32 kids take part in art workshop to decorate cycle-rickshaws
One colourful cycle-rickshaw stands parked on a side street in Kuruchikuppam, the other stands in a garage, with a group of excited children running around it carrying paint brushes. There are a few other children who are putting finishing touches on their works of art on various panels of the rickshaw.
As it stands completed, the cycle rickshaw looks nothing like what one would expect, a boring yellow and black. Instead, every surface, from the tyre rims to the seats, has been painted in a variety of colours and patterns. For the most part, the paintings are based on a seaside theme.
The 32 children that took part in the workshop were from a variety of backgrounds. While most of them had paid to join the workshop, there was a significant number that had come in from the surrounding area and were learning how to paint.
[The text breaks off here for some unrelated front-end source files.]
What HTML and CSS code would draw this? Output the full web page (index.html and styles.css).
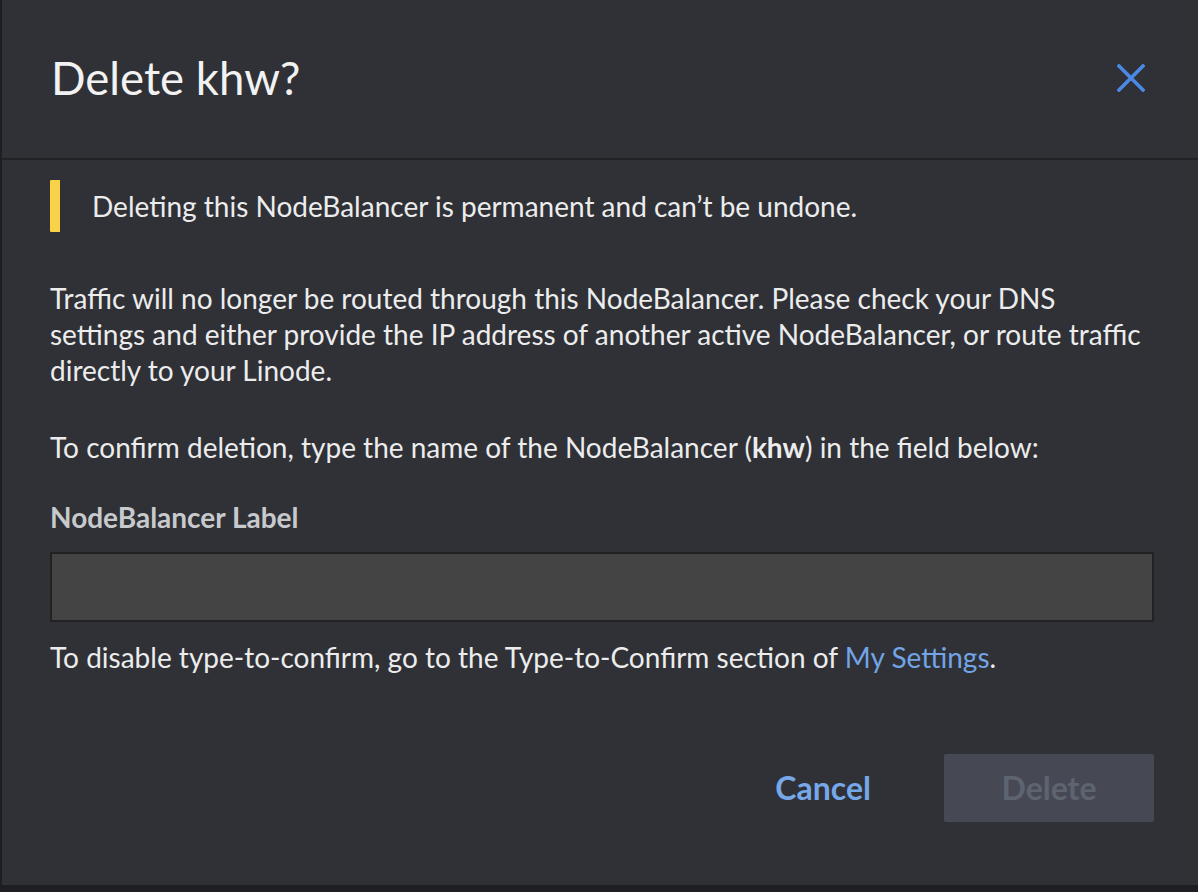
FILE: index.html
```html
<!DOCTYPE html>
<html lang="en">
<head>
<meta charset="utf-8">
<title>Delete khw?</title>
<link rel="stylesheet" href="styles.css">
</head>
<body>
<div class="dialog">
  <header class="dialog-header">
    <h2 class="dialog-title">Delete khw?</h2>
    <button class="close-btn" aria-label="Close">
      <svg width="28" height="28" viewBox="0 0 28 28"><path d="M2 2 L26 26 M26 2 L2 26" stroke="#4a8ae6" stroke-width="3.6" stroke-linecap="square" fill="none"/></svg>
    </button>
  </header>
  <div class="dialog-body">
    <div class="notice">
      <p>Deleting this NodeBalancer is permanent and can’t be undone.</p>
    </div>
    <p class="para first">Traffic will no longer be routed through this NodeBalancer. Please check your DNS settings and either provide the IP address of another active NodeBalancer, or route traffic directly to your Linode.</p>
    <p class="para">To confirm deletion, type the name of the NodeBalancer (<b>khw</b>) in the field below:</p>
    <label class="field-label" for="nb-label">NodeBalancer Label</label>
    <input class="text-input" id="nb-label" type="text">
    <p class="helper">To disable type-to-confirm, go to the Type-to-Confirm section of <a class="link" href="#">My Settings</a>.</p>
    <div class="actions">
      <button class="btn-cancel">Cancel</button>
      <button class="btn-delete" disabled>Delete</button>
    </div>
  </div>
</div>
</body>
</html>
```

FILE: styles.css
```css
html, body {
  margin: 0;
  padding: 0;
}
body {
  background: #1e1f22;
  font-family: Lato, "Open Sans", sans-serif;
  width: 1198px;
  height: 892px;
  overflow: hidden;
}
.dialog {
  margin-left: 2px;
  height: 885px;
  background: #2f3136;
  color: #ececed;
  box-sizing: border-box;
}
.dialog-header {
  height: 160px;
  box-sizing: border-box;
  border-bottom: 2px solid #212225;
  display: flex;
  align-items: center;
  justify-content: space-between;
  padding: 0 53px 2px 49px;
}
.dialog-title {
  margin: 0;
  font-size: 45.5px;
  font-weight: 400;
  color: #f2f2f3;
  line-height: 1.2;
}
.close-btn {
  background: none;
  border: 0;
  padding: 0;
  width: 28px;
  height: 28px;
  cursor: pointer;
  display: flex;
}
.dialog-body {
  padding: 20px 44px 0 48px;
  font-size: 28px;
  line-height: 36px;
}
.notice {
  display: flex;
  align-items: center;
  min-height: 52px;
  border-left: 10px solid #f9d24a;
  border-radius: 1px;
  padding-left: 32px;
}
.notice p {
  margin: 0;
}
.para {
  margin: 0;
}
.para.first {
  margin-top: 48px;
  margin-bottom: 41px;
}
.para b {
  font-weight: 700;
}
.field-label {
  display: block;
  margin-top: 34px;
  font-weight: 700;
  color: #c8c9cc;
}
.text-input {
  display: block;
  box-sizing: border-box;
  width: 100%;
  height: 70px;
  margin-top: 17px;
  background: #444444;
  border: 2px solid #222222;
  color: #eee;
  font: inherit;
  padding: 0 14px;
  outline: none;
}
.helper {
  margin: 17px 0 0;
}
.link {
  color: #72a4e6;
  text-decoration: none;
}
.actions {
  display: flex;
  justify-content: flex-end;
  align-items: center;
  gap: 36px;
  margin-top: 79px;
}
.btn-cancel {
  background: none;
  border: 0;
  font: inherit;
  font-weight: 700;
  font-size: 32px;
  color: #76a7e8;
  padding: 0 37px 0 38px;
  height: 68px;
  cursor: pointer;
}
.btn-delete {
  width: 210px;
  height: 68px;
  border: 0;
  border-radius: 2px;
  background: #464953;
  color: #5e6370;
  font: inherit;
  font-weight: 700;
  font-size: 32px;
}
```
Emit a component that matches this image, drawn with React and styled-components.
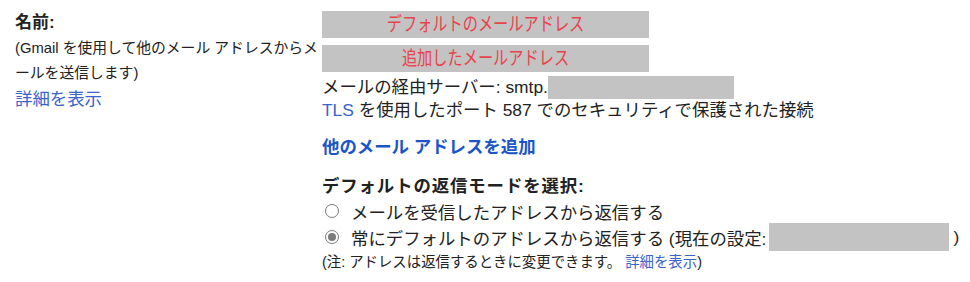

“The idea is to teach children that painting can be fun. Most schools do not teach art well, in fact the students are often asked to copy a picture that is drawn on the board. Here, I was trying to nurture creativity through this workshop,” Kirti Chandak, owner of the Tasmai Centre for Art and Culture, and who was conducting the workshop, said.
These children barely have any exposure to art, and through a workshop like this they will be able to better understand how to appreciate art.
On the first day, they were given some paintings by famous Indian artists and were asked to give their comments on it. Only after this exercise were they allowed to paint.
The children were then asked to paint on pieces of paper and the best paintings were chosen to be put on the rickshaw. The children were all given a portion and under the supervision of an artist, Saravanan, they were asked to paint.
The finished product will now be returned to the rickshaw drivers and will be seen on the roads of Puducherry.
This is part of a drive to promote public beautification, Ms. Chandak said.